Arbuscular Mycorrhizal Fungi Mitigate Lead Toxicity in Maize by Restructuring Rhizosphere Microbiome and Enhancing Antioxidant Defense Mechanisms
Xiaoxiang Zhang, Bin Zhao, Yan Zheng, Man Li, Huaisheng Zhang, Pingxi Wang, Shilin Chen, Xining Jin, Xiangyuan Wu
Abstract
The remediation of lead (Pb)-contaminated soils through eco-friendly strategies is critical for sustainable agriculture. This study investigated the role of arbuscular mycorrhizal fungi (AMF) in enhancing maize tolerance to Pb stress and modulating rhizosphere microbial communities. A pot experiment was conducted with maize (Baiyu833) under four Pb concentrations (0, 900, 1800, 2700 mg·kg−1) and three AMF treatments: non-inoculation (Non), Funneliformis mosseae (Fm), or Rhizophagus intraradices (Ri). The results demonstrated that AMF inoculation significantly increased plant biomass, boosted antioxidant enzyme activities (SOD, POD), and reduced malondialdehyde (MDA) levels, mitigating Pb-induced oxidative stress. AMF restricted Pb translocation to aerial parts, with root Pb accumulation reaching 2110.76 mg·kg−1 (Fm) and 2090.56 mg·kg−1 (Ri) under Pb2700, enhancing phytostabilization.
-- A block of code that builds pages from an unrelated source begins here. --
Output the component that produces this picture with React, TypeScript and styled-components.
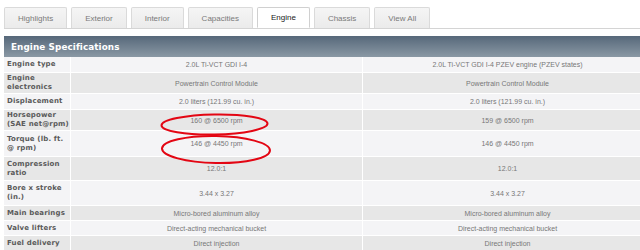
import React, { FC } from 'react';
import styled, { createGlobalStyle } from 'styled-components';

const GlobalStyle = createGlobalStyle`
    html, body {
        margin: 0;
        padding: 0;
        background: #ffffff;
        overflow: hidden;
    }
`;

const Page = styled.div`
    width: 660px;
    padding: 7px 0 0 4px;
    font-family: 'Liberation Sans', Arial, sans-serif;
`;

const TabBar = styled.div`
    display: flex;
    gap: 4px;
    border-bottom: 1px solid #d4d4d4;
    height: 21px;
`;

const Tab = styled.div<{ $active?: boolean }>`
    display: flex;
    align-items: center;
    padding: 0 13px;
    height: 21px;
    box-sizing: border-box;
    border: 1px solid ${(p) => (p.$active ? '#d0d0d0' : '#dadada')};
    border-bottom: ${(p) => (p.$active ? '1px solid #ffffff' : 'none')};
    border-radius: 2px 2px 0 0;
    background: ${(p) => (p.$active ? '#ffffff' : 'linear-gradient(#f5f5f5, #ebebeb)')};
    color: ${(p) => (p.$active ? '#222' : '#7a7a7a')};
    font-size: 8px;
    margin-bottom: ${(p) => (p.$active ? '-1px' : '0')};
`;

const Table = styled.div`
    position: relative;
    margin-top: 7px;
    width: 648px;
`;

const Header = styled.div`
    height: 21px;
    display: flex;
    align-items: center;
    padding-left: 7px;
    background: linear-gradient(#56687a, #8a98a4);
    color: #ffffff;
    font-family: 'DejaVu Sans', Verdana, sans-serif;
    font-weight: bold;
    font-size: 8.8px;
    letter-spacing: 0.1px;
`;

const Row = styled.div<{ $h: number; $alt: boolean }>`
    display: grid;
    grid-template-columns: 66px 292px 290px;
    height: ${(p) => p.$h}px;
    box-sizing: border-box;
    border-bottom: 1px solid #ffffff;
    background: ${(p) => (p.$alt ? '#e7e7e7' : '#f4f4f6')};
`;

const Label = styled.div`
    display: flex;
    align-items: center;
    padding-left: 3px;
    font-family: 'DejaVu Sans', Verdana, sans-serif;
    font-weight: bold;
    font-size: 7px;
    line-height: 9px;
    color: #5a5a5a;
    letter-spacing: 0.15px;
`;

const Value = styled.div`
    display: flex;
    align-items: center;
    justify-content: center;
    border-left: 1px solid #ffffff;
    font-size: 7px;
    color: #777777;
`;

const Marks = styled.svg`
    position: absolute;
    left: -4px;
    top: -35px;
    pointer-events: none;
`;

const tabs = ['Highlights', 'Exterior', 'Interior', 'Capacities', 'Engine', 'Chassis', 'View All'];

const rows: [React.ReactNode, string, string, number][] = [
    ['Engine type', '2.0L Ti-VCT GDI I-4', '2.0L Ti-VCT GDI I-4 PZEV engine (PZEV states)', 16],
    [<>Engine<br />electronics</>, 'Powertrain Control Module', 'Powertrain Control Module', 21],
    ['Displacement', '2.0 liters (121.99 cu. in.)', '2.0 liters (121.99 cu. in.)', 16],
    [<>Horsepower<br />(SAE net@rpm)</>, '160 @ 6500 rpm', '159 @ 6500 rpm', 21],
    [<>Torque (lb. ft.<br />@ rpm)</>, '146 @ 4450 rpm', '146 @ 4450 rpm', 26],
    [<>Compression<br />ratio</>, '12.0:1', '12.0:1', 24],
    [<>Bore x stroke<br />(in.)</>, '3.44 x 3.27', '3.44 x 3.27', 25],
    ['Main bearings', 'Micro-bored aluminum alloy', 'Micro-bored aluminum alloy', 15],
    ['Valve lifters', 'Direct-acting mechanical bucket', 'Direct-acting mechanical bucket', 15],
    ['Fuel delivery', 'Direct injection', 'Direct injection', 15],
];

const App: FC = () => (
    <Page>
        <GlobalStyle />
        <TabBar>
            {tabs.map((t) => (
                <Tab key={t} $active={t === 'Engine'}>
                    {t}
                </Tab>
            ))}
        </TabBar>
        <Table>
            <Header>Engine Specifications</Header>
            {rows.map(([label, a, b, h], i) => (
                <Row key={i} $h={h} $alt={i % 2 === 1}>
                    <Label>{label}</Label>
                    <Value>{a}</Value>
                    <Value>{b}</Value>
                </Row>
            ))}
            <Marks width="640" height="250" viewBox="0 0 640 250">
                <ellipse cx="214.5" cy="123.5" rx="53" ry="10" fill="none" stroke="#e30613" strokeWidth="2" transform="rotate(-1 214 123)" />
                <ellipse cx="216" cy="148.5" rx="54" ry="13.5" fill="none" stroke="#e30613" strokeWidth="2" transform="rotate(1 216 148)" />
            </Marks>
        </Table>
    </Page>
);

export default App;
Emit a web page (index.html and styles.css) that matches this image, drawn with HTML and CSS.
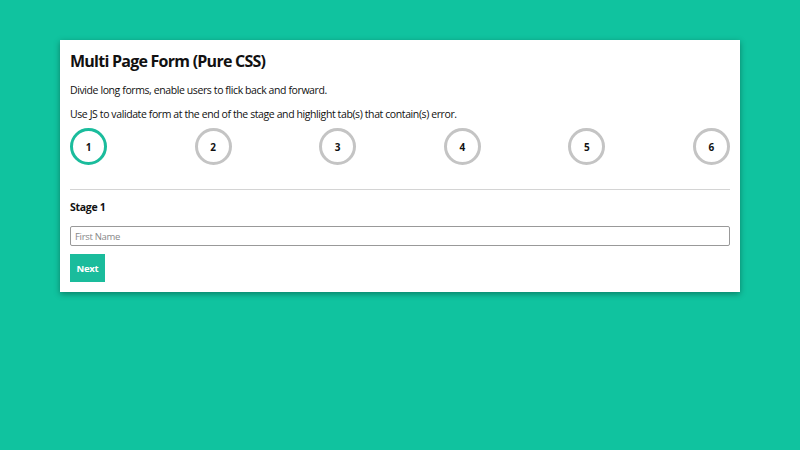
FILE: index.html
```html
<!DOCTYPE html>
<html>
<head>
<meta charset="utf-8">
<link rel="stylesheet" href="styles.css">
</head>
<body>
<div class="card">
  <h1 class="title">Multi Page Form (Pure CSS)</h1>
  <p class="text">Divide long forms, enable users to flick back and forward.</p>
  <p class="text last">Use JS to validate form at the end of the stage and highlight tab(s) that contain(s) error.</p>
  <div class="steps">
    <div class="step active">1</div>
    <div class="step">2</div>
    <div class="step">3</div>
    <div class="step">4</div>
    <div class="step">5</div>
    <div class="step">6</div>
  </div>
  <hr class="divider">
  <h2 class="stage">Stage 1</h2>
  <input class="field" type="text" placeholder="First Name">
  <button class="next">Next</button>
</div>
</body>
</html>
```
FILE: styles.css
```css
html, body {
  margin: 0;
  padding: 0;
}
body {
  background: #10c39f;
  font-family: "Open Sans", "Noto Sans", sans-serif;
  color: #111;
  padding: 40px 60px;
  height: 450px;
  box-sizing: border-box;
}
.card {
  background: #fff;
  padding: 10px 10px 10px;
  box-shadow: 0 2px 6px rgba(0,0,0,0.35);
  display: flex;
  flex-direction: column;
}
.title {
  font-size: 16px;
  font-weight: 700;
  letter-spacing: -0.75px;
  margin: 0 0 10px;
  line-height: 22px;
}
.text {
  font-size: 10.5px;
  letter-spacing: -0.4px;
  margin: 0 0 8px;
  line-height: 16px;
}
.text.last {
  margin-bottom: 6px;
}
.steps {
  display: flex;
  justify-content: space-between;
}
.step {
  width: 37px;
  height: 37px;
  box-sizing: border-box;
  border: 3px solid #c4c4c4;
  border-radius: 50%;
  display: flex;
  align-items: center;
  justify-content: center;
  font-size: 10px;
  font-weight: 700;
}
.step.active {
  border-color: #1abc9c;
}
.divider {
  border: 0;
  border-top: 1px solid #d4d4d4;
  margin: 24px 0 0;
  width: 100%;
}
.stage {
  font-size: 10.5px;
  font-weight: 700;
  letter-spacing: -0.3px;
  margin: 9px 0 11px;
  line-height: 16px;
}
.field {
  height: 20px;
  box-sizing: border-box;
  border: 1px solid #999;
  border-radius: 2px;
  padding: 0 4px;
  font-family: inherit;
  font-size: 9.5px;
  letter-spacing: -0.3px;
  margin: 0 0 8px;
}
.field::placeholder {
  color: #888;
}
.next {
  align-self: flex-start;
  width: 35px;
  height: 28px;
  background: #1abc9c;
  color: #fff;
  border: 0;
  font-family: inherit;
  font-weight: 700;
  font-size: 9.5px;
  letter-spacing: -0.3px;
  padding: 0;
}
```
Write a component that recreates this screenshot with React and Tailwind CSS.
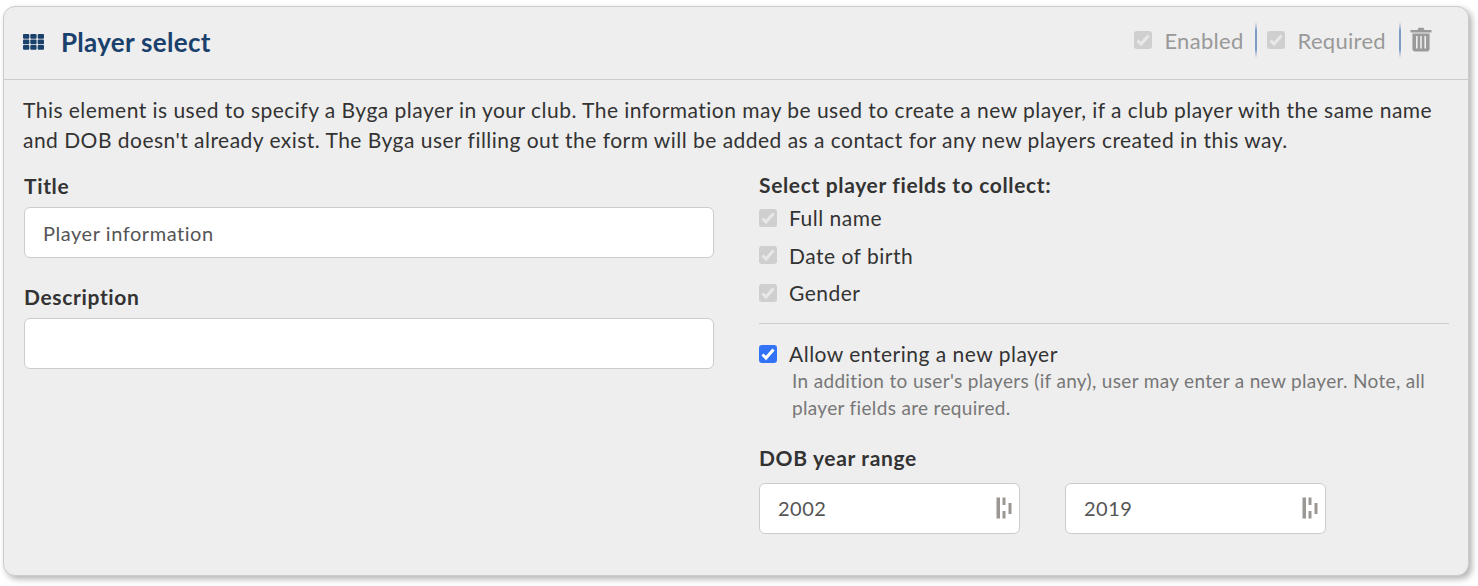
const Check = ({ on }) => (
  <span className={`flex h-[18px] w-[18px] shrink-0 items-center justify-center rounded-[3px] ${on ? "bg-[#3273f6]" : "bg-[#cfcfcf]"}`}>
    <svg width="16" height="16" viewBox="0 0 16 16" fill="none">
      <path d="M2.5 8.5 L6 12 L13.5 3.5" stroke={on ? "#ffffff" : "#e8e8e8"} strokeWidth="3" />
    </svg>
  </span>
);

const Grid = () => (
  <svg width="21" height="16" viewBox="0 0 21 16" fill="#1a406c">
    {[0, 5.5, 11].map((y) =>
      [0, 7.3, 14.7].map((x) => <rect key={`${x}-${y}`} x={x} y={y} width="6.3" height="4.8" rx="1" />)
    )}
  </svg>
);

const Trash = () => (
  <svg width="22" height="25" viewBox="0 0 22 25" fill="#9a9a9a">
    <path d="M7.5 3 L8.6 0.8 H13.4 L14.5 3 H21.5 V5.6 H0.5 V3 Z" />
    <path fillRule="evenodd" d="M2.4 6.6 H19.6 V22 a2.4 2.4 0 0 1 -2.4 2.4 H4.8 a2.4 2.4 0 0 1 -2.4 -2.4 Z M6 9 V21.5 H7.6 V9 Z M10.2 9 V21.5 H11.8 V9 Z M14.4 9 V21.5 H16 V9 Z" />
  </svg>
);

const Stepper = () => (
  <svg width="16" height="22" viewBox="0 0 16 22" fill="#9b9793">
    <path d="M0.5 0.5 H4 V21.5 H0.5 Z" />
    <path d="M6.5 0.5 H9.5 V8 H6.5 Z M6.5 14 H9.5 V21.5 H6.5 Z" />
    <path d="M12.5 6 H15.5 V17 H12.5 Z" />
  </svg>
);

const Divider = () => (
  <span className="block h-[36px] w-[2px] bg-[linear-gradient(to_bottom,transparent,#7a9bc8_25%,#7a9bc8_75%,transparent)]" />
);

const Field = ({ label, value }) => (
  <div>
    <div className="text-[21px] font-bold leading-[24px] tracking-[0.65px] text-[#333333]">{label}</div>
    <div className="mt-[9px] flex h-[51px] items-center rounded-[6px] border border-[#cccccc] bg-white pl-[18px] text-[20px] tracking-[0.55px] text-[#555555]">
      {value}
    </div>
  </div>
);

const NumberBox = ({ value }) => (
  <div className="flex h-[51px] w-[261px] items-center justify-between rounded-[6px] border border-[#cccccc] bg-white pl-[18px] pr-[7px] text-[20px] tracking-[0.5px] text-[#555555]">
    <span>{value}</span>
    <Stepper />
  </div>
);

const Option = ({ label }) => (
  <div className="flex h-[37.5px] items-center gap-[12px] text-[21px] tracking-[0.5px] text-[#333333]">
    <Check />
    <span>{label}</span>
  </div>
);

export default function App() {
  return (
    <div className="h-[586px] w-[1478px] bg-white pl-[3px] pt-[6px] font-['Lato',sans-serif]">
      <div className="h-[570px] w-[1466px] rounded-[12px] border border-[#cccccc] bg-[#eeeeee] shadow-[3px_3px_6px_rgba(0,0,0,0.3)]">
        <div className="flex h-[73px] items-center justify-between border-b border-[#cccccc] pb-[2px] pl-[19px] pr-[36px]">
          <div className="flex items-center gap-[17px] text-[26px] font-bold tracking-[0.3px] text-[#1a406c]">
            <Grid />
            <span>Player select</span>
          </div>
          <div className="mb-[4px] flex items-center text-[22px] tracking-[0.3px] text-[#999999]">
            <Check />
            <span className="ml-[12px]">Enabled</span>
            <span className="ml-[11px]"><Divider /></span>
            <span className="ml-[10px]"><Check /></span>
            <span className="ml-[13px]">Required</span>
            <span className="ml-[13px]"><Divider /></span>
            <span className="mb-[2px] ml-[9px]"><Trash /></span>
          </div>
        </div>
        <div className="px-[20px] pt-[15px]">
          <p className="-ml-px text-[21px] leading-[30px] tracking-[0.47px] text-[#333333]">
            This element is used to specify a Byga player in your club. The information may be used to create a new player, if a club player with the same name and DOB doesn't already exist. The Byga user filling out the form will be added as a contact for any new players created in this way.
          </p>
          <div className="mt-[12px] flex">
            <div className="flex w-[690px] shrink-0 flex-col gap-[27px] pt-[7px]">
              <Field label="Title" value="Player information" />
              <Field label="Description" value="" />
            </div>
            <div className="ml-[45px] w-[690px] shrink-0 pt-[6px]">
              <div className="text-[21px] font-bold leading-[24px] tracking-[0.65px] text-[#333333]">Select player fields to collect:</div>
              <div className="mt-[2px]">
                <Option label="Full name" />
                <Option label="Date of birth" />
                <Option label="Gender" />
              </div>
              <hr className="mt-[11px] border-[#cccccc]" />
              <div className="mt-[15px] flex items-center gap-[12px] text-[21px] leading-[30px] tracking-[0.5px] text-[#333333]">
                <Check on />
                <span>Allow entering a new player</span>
              </div>
              <p className="-mt-[2px] ml-[33px] w-[650px] text-[19px] leading-[27px] tracking-[0.33px] text-[#777777]">
                In addition to user's players (if any), user may enter a new player. Note, all player fields are required.
              </p>
              <div className="mt-[25px] text-[21px] font-bold leading-[24px] tracking-[0.65px] text-[#333333]">DOB year range</div>
              <div className="mt-[13px] flex gap-[45px]">
                <NumberBox value="2002" />
                <NumberBox value="2019" />
              </div>
            </div>
          </div>
        </div>
      </div>
    </div>
  );
}
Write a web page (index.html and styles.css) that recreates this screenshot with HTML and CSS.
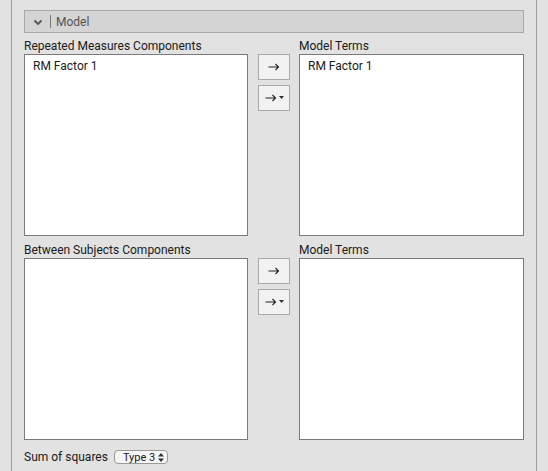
FILE: index.html
```html
<!DOCTYPE html>
<html>
<head>
<meta charset="utf-8">
<link rel="stylesheet" href="styles.css">
</head>
<body>
<div class="panel">
  <div class="section-header">
    <svg class="chev" width="10" height="7" viewBox="0 0 10 7"><path d="M1.5 1.5 L5 5 L8.5 1.5" fill="none" stroke="#555" stroke-width="1.8"/></svg>
    <span class="sep"></span>
    <span class="title">Model</span>
  </div>

  <div class="assign">
    <div class="col">
      <div class="label">Repeated Measures Components</div>
      <div class="list"><div class="item">RM Factor 1</div></div>
    </div>
    <div class="buttons">
      <div class="btn"><svg width="12" height="8" viewBox="0 0 12 8"><path d="M0.5 4 H10.5 M7.5 1 L10.5 4 L7.5 7" fill="none" stroke="#222" stroke-width="1.1"/></svg></div>
      <div class="btn"><svg width="12" height="8" viewBox="0 0 12 8"><path d="M0.5 4 H10.5 M7.5 1 L10.5 4 L7.5 7" fill="none" stroke="#222" stroke-width="1.1"/></svg><svg class="tri" width="5" height="3" viewBox="0 0 5 3"><path d="M0 0 H5 L2.5 3 Z" fill="#333"/></svg></div>
    </div>
    <div class="col">
      <div class="label">Model Terms</div>
      <div class="list"><div class="item">RM Factor 1</div></div>
    </div>
  </div>

  <div class="assign second">
    <div class="col">
      <div class="label">Between Subjects Components</div>
      <div class="list"></div>
    </div>
    <div class="buttons">
      <div class="btn"><svg width="12" height="8" viewBox="0 0 12 8"><path d="M0.5 4 H10.5 M7.5 1 L10.5 4 L7.5 7" fill="none" stroke="#222" stroke-width="1.1"/></svg></div>
      <div class="btn"><svg width="12" height="8" viewBox="0 0 12 8"><path d="M0.5 4 H10.5 M7.5 1 L10.5 4 L7.5 7" fill="none" stroke="#222" stroke-width="1.1"/></svg><svg class="tri" width="5" height="3" viewBox="0 0 5 3"><path d="M0 0 H5 L2.5 3 Z" fill="#333"/></svg></div>
    </div>
    <div class="col">
      <div class="label">Model Terms</div>
      <div class="list"></div>
    </div>
  </div>

  <div class="sumsq">
    <span>Sum of squares</span>
    <span class="dropdown">Type 3<svg width="6" height="9" viewBox="0 0 6 9"><path d="M0 3.5 L3 0 L6 3.5 Z M0 5.5 L3 9 L6 5.5 Z" fill="#333"/></svg></span>
  </div>
</div>
</body>
</html>
```

FILE: styles.css
```css
html, body {
  margin: 0;
  padding: 0;
  background: #e2e2e2;
  font-family: Roboto, "Liberation Sans", Arial, sans-serif;
  font-size: 12px;
  color: #1a1a1a;
}

.panel {
  margin-left: 11px;
  width: 526px;
  height: 471px;
  border-left: 1px solid #9c9c9c;
  border-right: 1px solid #9c9c9c;
  padding: 10px 12px 0 12px;
  box-sizing: border-box;
}

.section-header {
  height: 23px;
  box-sizing: border-box;
  background: #d4d4d4;
  border: 1px solid #a9a9a9;
  display: flex;
  align-items: center;
  padding-left: 8px;
  color: #555;
}

.chev { margin-top: 1px; }

.sep {
  width: 1px;
  height: 13px;
  background: #777;
  margin-left: 7px;
  margin-right: 5px;
}

.title { font-size: 12px; color: #555; }

.assign {
  display: grid;
  grid-template-columns: 224px 51px 225px;
  margin-top: 6px;
}

.assign.second { margin-top: 7px; }

.label {
  height: 15px;
  line-height: 15px;
  color: #1a1a1a;
}

.list {
  height: 182px;
  box-sizing: border-box;
  background: #ffffff;
  border: 1px solid #7a7a7a;
  padding: 4px 0 0 8px;
}

.item { line-height: 14px; }

.buttons {
  display: flex;
  flex-direction: column;
  gap: 5px;
  padding-top: 15px;
  padding-left: 10px;
}

.btn {
  width: 32px;
  height: 26px;
  box-sizing: border-box;
  border: 1px solid #a9a9a9;
  background: #f2f2f2;
  display: flex;
  align-items: center;
  justify-content: center;
  gap: 2px;
}

.tri { margin-top: -1px; }

.sumsq {
  display: flex;
  align-items: center;
  gap: 6px;
  margin-top: 10px;
}

.dropdown {
  display: inline-flex;
  align-items: center;
  gap: 3px;
  height: 14px;
  box-sizing: border-box;
  padding: 0 3px 0 8px;
  border: 1px solid #9a9a9a;
  border-radius: 4px;
  background: #f5f5f5;
  font-size: 11px;
}
```
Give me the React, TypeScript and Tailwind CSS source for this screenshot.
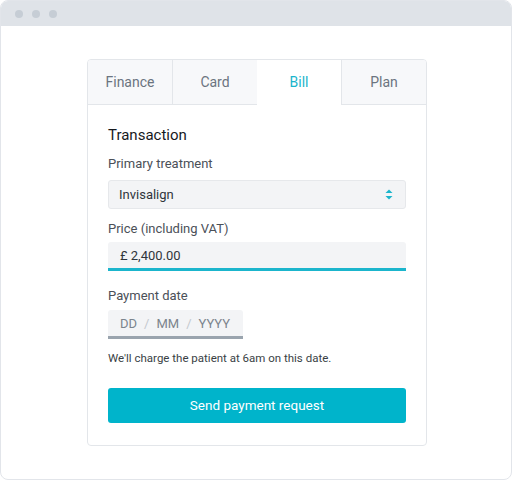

High-throughput sequencing revealed that AMF inoculation enriched α-diversity indices and restructured bacterial communities, favoring beneficial taxa like Promicromonospora, which are linked to heavy metal resistance and plant growth promotion. Principal coordinate analysis highlighted distinct clustering of microbial communities driven by AMF, emphasizing their role in alleviating Pb toxicity. These findings underscore that AMF enhance maize resilience to Pb by regulating antioxidant defense, immobilizing Pb in roots, and recruiting stress-tolerant rhizosphere microbiomes. This study provides insights into AMF-assisted phytoremediation as a sustainable strategy for Pb-contaminated soils.